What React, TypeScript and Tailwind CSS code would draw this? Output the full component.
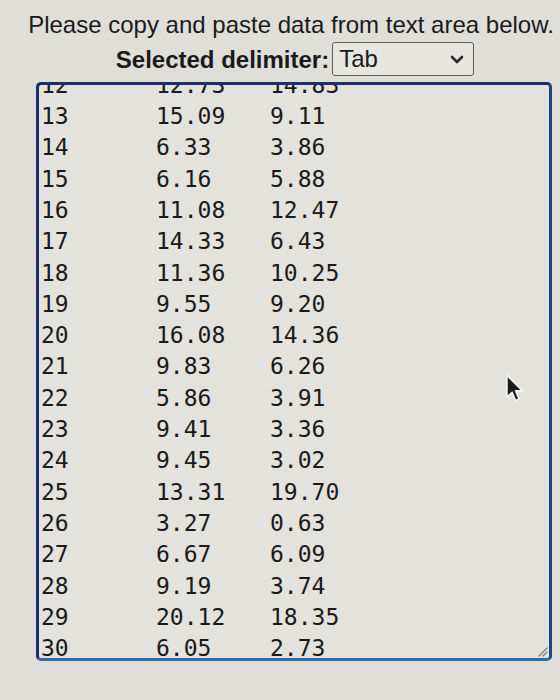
import React from 'react';

const rows: [string, string, string][] = [
  ['12', '12.73', '14.83'],
  ['13', '15.09', '9.11'],
  ['14', '6.33', '3.86'],
  ['15', '6.16', '5.88'],
  ['16', '11.08', '12.47'],
  ['17', '14.33', '6.43'],
  ['18', '11.36', '10.25'],
  ['19', '9.55', '9.20'],
  ['20', '16.08', '14.36'],
  ['21', '9.83', '6.26'],
  ['22', '5.86', '3.91'],
  ['23', '9.41', '3.36'],
  ['24', '9.45', '3.02'],
  ['25', '13.31', '19.70'],
  ['26', '3.27', '0.63'],
  ['27', '6.67', '6.09'],
  ['28', '9.19', '3.74'],
  ['29', '20.12', '18.35'],
  ['30', '6.05', '2.73'],
];

const App: React.FC = () => {
  return (
    <div className="relative w-[560px] h-[700px] overflow-hidden bg-[#dfded8] text-[#1a1a1a] font-['Liberation_Sans',Arial,sans-serif]">
      {/* HEADER */}
      <div className="pt-[9px] pl-[22px] text-center">
        <div className="text-[24px] leading-[31px] whitespace-nowrap">
          Please copy and paste data from text area below.
        </div>
        <div className="mt-[2px] pl-[8px] flex items-center justify-center">
          <span className="text-[24px] leading-[31px] font-bold">Selected delimiter:</span>
          <div className="ml-[3px] w-[142px] h-[34px] flex items-center justify-between border-[1.5px] border-[#5a5a5a] rounded-[3px] bg-[#e7e6e0] pl-[6px] pr-[9px]">
            <span className="text-[24px] leading-none">Tab</span>
            <svg width="14" height="9" viewBox="0 0 14 9">
              <path d="M2 2 L7 7 L12 2" fill="none" stroke="#2a2a2a" strokeWidth="2.6" strokeLinecap="round" strokeLinejoin="round" />
            </svg>
          </div>
        </div>
      </div>

      {/* TEXT AREA */}
      <div className="relative mt-[6px] ml-[36px] w-[516px] h-[579px] overflow-hidden rounded-[5px] border-[3px] border-t-[#1f2d6b] border-l-[#1f2d6b] border-r-[#22418a] border-b-[#2c6ca5] bg-[#e3e2dc]">
        <div className="mt-[-15.65px] font-['DejaVu_Sans_Mono',Menlo,monospace] text-[23px] text-[#1a1a1a]">
          {rows.map((r) => (
            <div key={r[0]} className="flex items-center h-[31.3px] pl-[2px]">
              <span className="w-[115px]">{r[0]}</span>
              <span className="w-[114px]">{r[1]}</span>
              <span>{r[2]}</span>
            </div>
          ))}
        </div>
        {/* resize grip */}
        <svg className="absolute right-[1px] bottom-[1px]" width="12" height="12" viewBox="0 0 12 12">
          <path d="M11 3 L3 11 M11 7 L7 11" stroke="#7a7a7a" strokeWidth="1.2" strokeLinecap="round" />
        </svg>
      </div>

      {/* mouse pointer */}
      <svg className="absolute left-[504px] top-[374px]" width="22" height="30" viewBox="0 0 18 26">
        <path d="M2 1 L2 20 L6.5 15.8 L9.5 23 L12.5 21.7 L9.6 14.6 L15.5 14.6 Z" fill="#1a1a1a" stroke="#f4f4f4" strokeWidth="1.4" strokeLinejoin="round" />
      </svg>
    </div>
  );
};

export default App;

Goal of the exercise: In the data above, please extract the lines from the first one through the line with "import React from 'react';", exactly, and keep pictures out.

Solution to the problem:
What React, TypeScript and Tailwind CSS code would draw this? Output the full component.
import React from 'react';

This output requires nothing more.